> **DATA EXCERPT**:
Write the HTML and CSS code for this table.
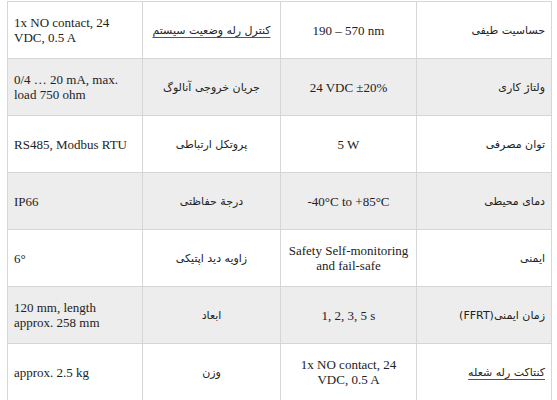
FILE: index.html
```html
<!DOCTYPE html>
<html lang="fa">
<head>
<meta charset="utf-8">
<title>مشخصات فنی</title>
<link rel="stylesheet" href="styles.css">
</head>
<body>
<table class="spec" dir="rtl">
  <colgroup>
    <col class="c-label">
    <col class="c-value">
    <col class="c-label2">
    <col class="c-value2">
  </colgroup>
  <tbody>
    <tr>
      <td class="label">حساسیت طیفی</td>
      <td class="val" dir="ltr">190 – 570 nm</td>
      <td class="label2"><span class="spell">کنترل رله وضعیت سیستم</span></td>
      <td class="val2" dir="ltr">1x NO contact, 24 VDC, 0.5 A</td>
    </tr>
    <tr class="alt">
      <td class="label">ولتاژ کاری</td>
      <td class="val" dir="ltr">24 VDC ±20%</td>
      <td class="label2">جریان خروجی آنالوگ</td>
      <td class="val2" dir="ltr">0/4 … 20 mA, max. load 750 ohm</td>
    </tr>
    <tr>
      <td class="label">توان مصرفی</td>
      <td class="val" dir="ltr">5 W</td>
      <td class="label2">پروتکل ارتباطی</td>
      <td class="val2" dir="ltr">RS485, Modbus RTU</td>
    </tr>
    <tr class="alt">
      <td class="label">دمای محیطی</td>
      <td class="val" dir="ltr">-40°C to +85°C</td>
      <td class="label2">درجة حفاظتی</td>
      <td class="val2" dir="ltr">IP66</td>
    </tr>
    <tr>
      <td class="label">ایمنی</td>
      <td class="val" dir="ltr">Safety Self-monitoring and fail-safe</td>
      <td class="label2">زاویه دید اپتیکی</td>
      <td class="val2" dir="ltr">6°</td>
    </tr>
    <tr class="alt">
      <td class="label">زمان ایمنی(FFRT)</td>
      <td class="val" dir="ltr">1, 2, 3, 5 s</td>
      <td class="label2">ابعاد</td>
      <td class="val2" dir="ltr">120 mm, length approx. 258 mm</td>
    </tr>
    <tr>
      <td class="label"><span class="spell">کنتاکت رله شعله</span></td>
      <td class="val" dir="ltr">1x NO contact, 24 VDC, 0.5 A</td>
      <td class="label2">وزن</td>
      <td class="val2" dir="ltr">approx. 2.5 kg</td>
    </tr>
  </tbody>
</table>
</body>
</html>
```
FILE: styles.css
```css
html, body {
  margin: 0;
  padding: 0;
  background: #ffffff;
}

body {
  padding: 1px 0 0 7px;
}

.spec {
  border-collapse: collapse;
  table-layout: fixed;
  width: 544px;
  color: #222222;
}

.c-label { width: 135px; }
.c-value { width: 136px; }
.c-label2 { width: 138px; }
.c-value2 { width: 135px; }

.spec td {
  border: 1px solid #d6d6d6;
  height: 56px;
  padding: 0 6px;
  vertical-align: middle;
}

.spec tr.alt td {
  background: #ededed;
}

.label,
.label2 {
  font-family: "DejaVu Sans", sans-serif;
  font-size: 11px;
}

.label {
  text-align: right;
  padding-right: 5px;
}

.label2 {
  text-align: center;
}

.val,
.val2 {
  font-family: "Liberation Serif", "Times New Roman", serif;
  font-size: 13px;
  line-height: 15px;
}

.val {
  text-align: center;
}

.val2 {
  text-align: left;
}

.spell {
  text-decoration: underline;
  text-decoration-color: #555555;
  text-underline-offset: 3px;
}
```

> **WHAT NEEDS TO BE DONE**:
Leave out the pictures and output the rest of the material exactly as written.

> **RESULT FOR THIS TASK**:
Write the HTML and CSS code for this table.
FILE: index.html
```html
<!DOCTYPE html>
<html lang="fa">
<head>
<meta charset="utf-8">
<title>مشخصات فنی</title>
<link rel="stylesheet" href="styles.css">
</head>
<body>
<table class="spec" dir="rtl">
  <colgroup>
    <col class="c-label">
    <col class="c-value">
    <col class="c-label2">
    <col class="c-value2">
  </colgroup>
  <tbody>
    <tr>
      <td class="label">حساسیت طیفی</td>
      <td class="val" dir="ltr">190 – 570 nm</td>
      <td class="label2"><span class="spell">کنترل رله وضعیت سیستم</span></td>
      <td class="val2" dir="ltr">1x NO contact, 24 VDC, 0.5 A</td>
    </tr>
    <tr class="alt">
      <td class="label">ولتاژ کاری</td>
      <td class="val" dir="ltr">24 VDC ±20%</td>
      <td class="label2">جریان خروجی آنالوگ</td>
      <td class="val2" dir="ltr">0/4 … 20 mA, max. load 750 ohm</td>
    </tr>
    <tr>
      <td class="label">توان مصرفی</td>
      <td class="val" dir="ltr">5 W</td>
      <td class="label2">پروتکل ارتباطی</td>
      <td class="val2" dir="ltr">RS485, Modbus RTU</td>
    </tr>
    <tr class="alt">
      <td class="label">دمای محیطی</td>
      <td class="val" dir="ltr">-40°C to +85°C</td>
      <td class="label2">درجة حفاظتی</td>
      <td class="val2" dir="ltr">IP66</td>
    </tr>
    <tr>
      <td class="label">ایمنی</td>
      <td class="val" dir="ltr">Safety Self-monitoring and fail-safe</td>
      <td class="label2">زاویه دید اپتیکی</td>
      <td class="val2" dir="ltr">6°</td>
    </tr>
    <tr class="alt">
      <td class="label">زمان ایمنی(FFRT)</td>
      <td class="val" dir="ltr">1, 2, 3, 5 s</td>
      <td class="label2">ابعاد</td>
      <td class="val2" dir="ltr">120 mm, length approx. 258 mm</td>
    </tr>
    <tr>
      <td class="label"><span class="spell">کنتاکت رله شعله</span></td>
      <td class="val" dir="ltr">1x NO contact, 24 VDC, 0.5 A</td>
      <td class="label2">وزن</td>
      <td class="val2" dir="ltr">approx. 2.5 kg</td>
    </tr>
  </tbody>
</table>
</body>
</html>
```
FILE: styles.css
```css
html, body {
  margin: 0;
  padding: 0;
  background: #ffffff;
}

body {
  padding: 1px 0 0 7px;
}

.spec {
  border-collapse: collapse;
  table-layout: fixed;
  width: 544px;
  color: #222222;
}

.c-label { width: 135px; }
.c-value { width: 136px; }
.c-label2 { width: 138px; }
.c-value2 { width: 135px; }

.spec td {
  border: 1px solid #d6d6d6;
  height: 56px;
  padding: 0 6px;
  vertical-align: middle;
}

.spec tr.alt td {
  background: #ededed;
}

.label,
.label2 {
  font-family: "DejaVu Sans", sans-serif;
  font-size: 11px;
}

.label {
  text-align: right;
  padding-right: 5px;
}

.label2 {
  text-align: center;
}

.val,
.val2 {
  font-family: "Liberation Serif", "Times New Roman", serif;
  font-size: 13px;
  line-height: 15px;
}

.val {
  text-align: center;
}

.val2 {
  text-align: left;
}

.spell {
  text-decoration: underline;
  text-decoration-color: #555555;
  text-underline-offset: 3px;
}
```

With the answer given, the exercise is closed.